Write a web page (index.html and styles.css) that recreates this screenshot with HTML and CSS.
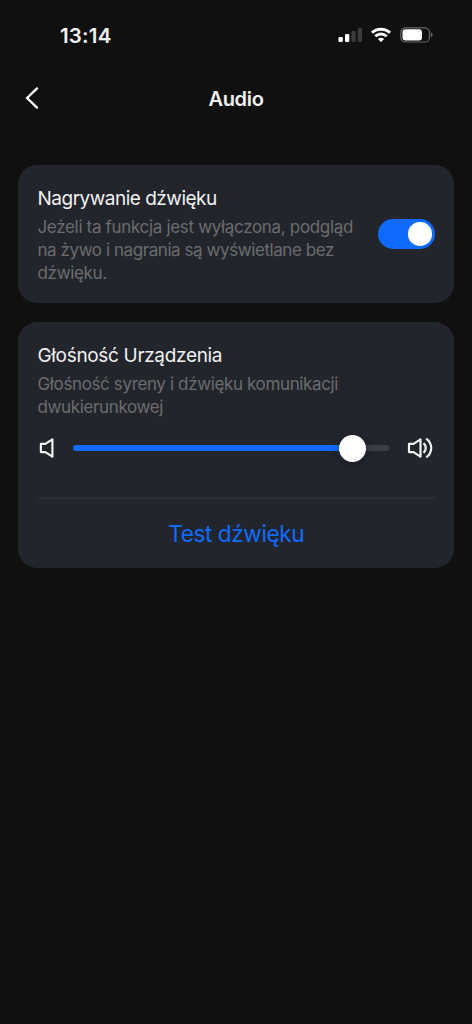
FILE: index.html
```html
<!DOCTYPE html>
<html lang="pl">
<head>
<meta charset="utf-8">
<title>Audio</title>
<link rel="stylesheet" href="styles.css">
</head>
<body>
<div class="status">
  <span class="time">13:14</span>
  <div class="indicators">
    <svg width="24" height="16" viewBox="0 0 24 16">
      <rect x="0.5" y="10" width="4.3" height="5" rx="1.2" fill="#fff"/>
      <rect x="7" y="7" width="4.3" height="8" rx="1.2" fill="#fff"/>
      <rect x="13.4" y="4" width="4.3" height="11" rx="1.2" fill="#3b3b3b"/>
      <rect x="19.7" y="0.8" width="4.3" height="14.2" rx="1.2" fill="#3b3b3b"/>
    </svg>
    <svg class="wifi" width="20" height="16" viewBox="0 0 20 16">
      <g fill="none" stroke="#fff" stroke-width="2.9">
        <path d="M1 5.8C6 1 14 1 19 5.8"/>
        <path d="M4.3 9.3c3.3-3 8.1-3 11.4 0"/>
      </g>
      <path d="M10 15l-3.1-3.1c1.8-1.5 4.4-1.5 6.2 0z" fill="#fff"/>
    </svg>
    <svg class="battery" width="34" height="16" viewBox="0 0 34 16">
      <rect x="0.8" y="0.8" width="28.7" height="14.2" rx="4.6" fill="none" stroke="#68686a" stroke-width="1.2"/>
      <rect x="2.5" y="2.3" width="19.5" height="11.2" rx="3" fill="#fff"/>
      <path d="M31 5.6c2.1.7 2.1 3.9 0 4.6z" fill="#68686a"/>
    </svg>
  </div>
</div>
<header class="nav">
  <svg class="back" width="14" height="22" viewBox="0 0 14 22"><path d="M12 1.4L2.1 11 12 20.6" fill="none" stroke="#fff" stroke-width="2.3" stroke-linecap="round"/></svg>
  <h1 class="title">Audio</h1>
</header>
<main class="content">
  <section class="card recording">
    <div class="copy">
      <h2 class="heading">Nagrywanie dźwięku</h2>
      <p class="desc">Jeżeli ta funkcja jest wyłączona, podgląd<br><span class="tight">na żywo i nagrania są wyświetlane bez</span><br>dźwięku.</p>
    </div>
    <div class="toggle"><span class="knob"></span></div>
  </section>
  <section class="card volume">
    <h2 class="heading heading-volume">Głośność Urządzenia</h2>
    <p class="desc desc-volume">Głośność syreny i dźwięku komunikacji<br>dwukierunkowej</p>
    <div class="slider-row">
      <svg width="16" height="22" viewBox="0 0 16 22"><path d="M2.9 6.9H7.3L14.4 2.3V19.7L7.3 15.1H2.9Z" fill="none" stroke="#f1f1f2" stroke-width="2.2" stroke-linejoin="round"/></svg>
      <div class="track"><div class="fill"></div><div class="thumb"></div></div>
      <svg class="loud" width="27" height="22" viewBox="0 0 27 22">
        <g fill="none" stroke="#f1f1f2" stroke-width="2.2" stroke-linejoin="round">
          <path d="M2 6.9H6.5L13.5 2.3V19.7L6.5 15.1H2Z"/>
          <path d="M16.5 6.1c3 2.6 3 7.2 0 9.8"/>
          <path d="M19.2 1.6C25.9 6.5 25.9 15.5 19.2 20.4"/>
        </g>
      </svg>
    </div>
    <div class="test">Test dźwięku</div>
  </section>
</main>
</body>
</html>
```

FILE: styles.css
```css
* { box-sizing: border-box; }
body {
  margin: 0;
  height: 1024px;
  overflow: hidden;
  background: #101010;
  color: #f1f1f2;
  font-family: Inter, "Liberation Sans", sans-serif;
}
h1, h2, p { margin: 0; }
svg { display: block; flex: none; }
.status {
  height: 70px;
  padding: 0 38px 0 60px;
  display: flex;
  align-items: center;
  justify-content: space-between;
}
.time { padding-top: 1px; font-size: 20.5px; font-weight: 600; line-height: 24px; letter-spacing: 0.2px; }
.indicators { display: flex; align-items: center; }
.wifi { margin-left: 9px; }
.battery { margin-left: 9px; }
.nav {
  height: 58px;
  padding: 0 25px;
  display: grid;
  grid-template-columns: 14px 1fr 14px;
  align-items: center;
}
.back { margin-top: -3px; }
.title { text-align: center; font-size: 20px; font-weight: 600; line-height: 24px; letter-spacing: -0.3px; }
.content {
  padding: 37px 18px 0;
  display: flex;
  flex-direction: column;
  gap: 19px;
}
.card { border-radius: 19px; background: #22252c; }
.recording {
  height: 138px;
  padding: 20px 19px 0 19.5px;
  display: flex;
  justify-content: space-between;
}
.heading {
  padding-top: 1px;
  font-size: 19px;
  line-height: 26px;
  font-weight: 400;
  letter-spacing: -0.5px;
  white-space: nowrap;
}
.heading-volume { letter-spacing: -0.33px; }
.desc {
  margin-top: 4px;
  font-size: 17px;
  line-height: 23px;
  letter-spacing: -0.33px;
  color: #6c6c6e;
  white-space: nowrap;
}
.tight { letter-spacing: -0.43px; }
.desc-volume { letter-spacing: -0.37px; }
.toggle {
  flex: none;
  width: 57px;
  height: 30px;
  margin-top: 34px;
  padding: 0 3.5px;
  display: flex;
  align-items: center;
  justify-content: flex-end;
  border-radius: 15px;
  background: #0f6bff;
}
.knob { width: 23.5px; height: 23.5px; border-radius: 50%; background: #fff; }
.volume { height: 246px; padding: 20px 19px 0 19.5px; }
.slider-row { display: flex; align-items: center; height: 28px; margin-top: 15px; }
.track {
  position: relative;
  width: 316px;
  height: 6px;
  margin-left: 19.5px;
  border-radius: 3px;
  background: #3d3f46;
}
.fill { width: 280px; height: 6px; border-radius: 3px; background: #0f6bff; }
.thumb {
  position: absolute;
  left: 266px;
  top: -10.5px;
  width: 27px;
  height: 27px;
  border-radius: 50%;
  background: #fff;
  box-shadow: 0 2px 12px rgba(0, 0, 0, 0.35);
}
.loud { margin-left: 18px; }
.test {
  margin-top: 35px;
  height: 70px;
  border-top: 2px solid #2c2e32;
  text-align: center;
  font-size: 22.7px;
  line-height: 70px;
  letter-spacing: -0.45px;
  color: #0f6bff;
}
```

**WHAT THE TASK ASKS:**
Keep the pictures out of the copy and return the rest of the data above exactly.

**RESULT:**
Write a web page (index.html and styles.css) that recreates this screenshot with HTML and CSS.
FILE: index.html
```html
<!DOCTYPE html>
<html lang="pl">
<head>
<meta charset="utf-8">
<title>Audio</title>
<link rel="stylesheet" href="styles.css">
</head>
<body>
<div class="status">
  <span class="time">13:14</span>
  <div class="indicators">
    <svg width="24" height="16" viewBox="0 0 24 16">
      <rect x="0.5" y="10" width="4.3" height="5" rx="1.2" fill="#fff"/>
      <rect x="7" y="7" width="4.3" height="8" rx="1.2" fill="#fff"/>
      <rect x="13.4" y="4" width="4.3" height="11" rx="1.2" fill="#3b3b3b"/>
      <rect x="19.7" y="0.8" width="4.3" height="14.2" rx="1.2" fill="#3b3b3b"/>
    </svg>
    <svg class="wifi" width="20" height="16" viewBox="0 0 20 16">
      <g fill="none" stroke="#fff" stroke-width="2.9">
        <path d="M1 5.8C6 1 14 1 19 5.8"/>
        <path d="M4.3 9.3c3.3-3 8.1-3 11.4 0"/>
      </g>
      <path d="M10 15l-3.1-3.1c1.8-1.5 4.4-1.5 6.2 0z" fill="#fff"/>
    </svg>
    <svg class="battery" width="34" height="16" viewBox="0 0 34 16">
      <rect x="0.8" y="0.8" width="28.7" height="14.2" rx="4.6" fill="none" stroke="#68686a" stroke-width="1.2"/>
      <rect x="2.5" y="2.3" width="19.5" height="11.2" rx="3" fill="#fff"/>
      <path d="M31 5.6c2.1.7 2.1 3.9 0 4.6z" fill="#68686a"/>
    </svg>
  </div>
</div>
<header class="nav">
  <svg class="back" width="14" height="22" viewBox="0 0 14 22"><path d="M12 1.4L2.1 11 12 20.6" fill="none" stroke="#fff" stroke-width="2.3" stroke-linecap="round"/></svg>
  <h1 class="title">Audio</h1>
</header>
<main class="content">
  <section class="card recording">
    <div class="copy">
      <h2 class="heading">Nagrywanie dźwięku</h2>
      <p class="desc">Jeżeli ta funkcja jest wyłączona, podgląd<br><span class="tight">na żywo i nagrania są wyświetlane bez</span><br>dźwięku.</p>
    </div>
    <div class="toggle"><span class="knob"></span></div>
  </section>
  <section class="card volume">
    <h2 class="heading heading-volume">Głośność Urządzenia</h2>
    <p class="desc desc-volume">Głośność syreny i dźwięku komunikacji<br>dwukierunkowej</p>
    <div class="slider-row">
      <svg width="16" height="22" viewBox="0 0 16 22"><path d="M2.9 6.9H7.3L14.4 2.3V19.7L7.3 15.1H2.9Z" fill="none" stroke="#f1f1f2" stroke-width="2.2" stroke-linejoin="round"/></svg>
      <div class="track"><div class="fill"></div><div class="thumb"></div></div>
      <svg class="loud" width="27" height="22" viewBox="0 0 27 22">
        <g fill="none" stroke="#f1f1f2" stroke-width="2.2" stroke-linejoin="round">
          <path d="M2 6.9H6.5L13.5 2.3V19.7L6.5 15.1H2Z"/>
          <path d="M16.5 6.1c3 2.6 3 7.2 0 9.8"/>
          <path d="M19.2 1.6C25.9 6.5 25.9 15.5 19.2 20.4"/>
        </g>
      </svg>
    </div>
    <div class="test">Test dźwięku</div>
  </section>
</main>
</body>
</html>
```

FILE: styles.css
```css
* { box-sizing: border-box; }
body {
  margin: 0;
  height: 1024px;
  overflow: hidden;
  background: #101010;
  color: #f1f1f2;
  font-family: Inter, "Liberation Sans", sans-serif;
}
h1, h2, p { margin: 0; }
svg { display: block; flex: none; }
.status {
  height: 70px;
  padding: 0 38px 0 60px;
  display: flex;
  align-items: center;
  justify-content: space-between;
}
.time { padding-top: 1px; font-size: 20.5px; font-weight: 600; line-height: 24px; letter-spacing: 0.2px; }
.indicators { display: flex; align-items: center; }
.wifi { margin-left: 9px; }
.battery { margin-left: 9px; }
.nav {
  height: 58px;
  padding: 0 25px;
  display: grid;
  grid-template-columns: 14px 1fr 14px;
  align-items: center;
}
.back { margin-top: -3px; }
.title { text-align: center; font-size: 20px; font-weight: 600; line-height: 24px; letter-spacing: -0.3px; }
.content {
  padding: 37px 18px 0;
  display: flex;
  flex-direction: column;
  gap: 19px;
}
.card { border-radius: 19px; background: #22252c; }
.recording {
  height: 138px;
  padding: 20px 19px 0 19.5px;
  display: flex;
  justify-content: space-between;
}
.heading {
  padding-top: 1px;
  font-size: 19px;
  line-height: 26px;
  font-weight: 400;
  letter-spacing: -0.5px;
  white-space: nowrap;
}
.heading-volume { letter-spacing: -0.33px; }
.desc {
  margin-top: 4px;
  font-size: 17px;
  line-height: 23px;
  letter-spacing: -0.33px;
  color: #6c6c6e;
  white-space: nowrap;
}
.tight { letter-spacing: -0.43px; }
.desc-volume { letter-spacing: -0.37px; }
.toggle {
  flex: none;
  width: 57px;
  height: 30px;
  margin-top: 34px;
  padding: 0 3.5px;
  display: flex;
  align-items: center;
  justify-content: flex-end;
  border-radius: 15px;
  background: #0f6bff;
}
.knob { width: 23.5px; height: 23.5px; border-radius: 50%; background: #fff; }
.volume { height: 246px; padding: 20px 19px 0 19.5px; }
.slider-row { display: flex; align-items: center; height: 28px; margin-top: 15px; }
.track {
  position: relative;
  width: 316px;
  height: 6px;
  margin-left: 19.5px;
  border-radius: 3px;
  background: #3d3f46;
}
.fill { width: 280px; height: 6px; border-radius: 3px; background: #0f6bff; }
.thumb {
  position: absolute;
  left: 266px;
  top: -10.5px;
  width: 27px;
  height: 27px;
  border-radius: 50%;
  background: #fff;
  box-shadow: 0 2px 12px rgba(0, 0, 0, 0.35);
}
.loud { margin-left: 18px; }
.test {
  margin-top: 35px;
  height: 70px;
  border-top: 2px solid #2c2e32;
  text-align: center;
  font-size: 22.7px;
  line-height: 70px;
  letter-spacing: -0.45px;
  color: #0f6bff;
}
```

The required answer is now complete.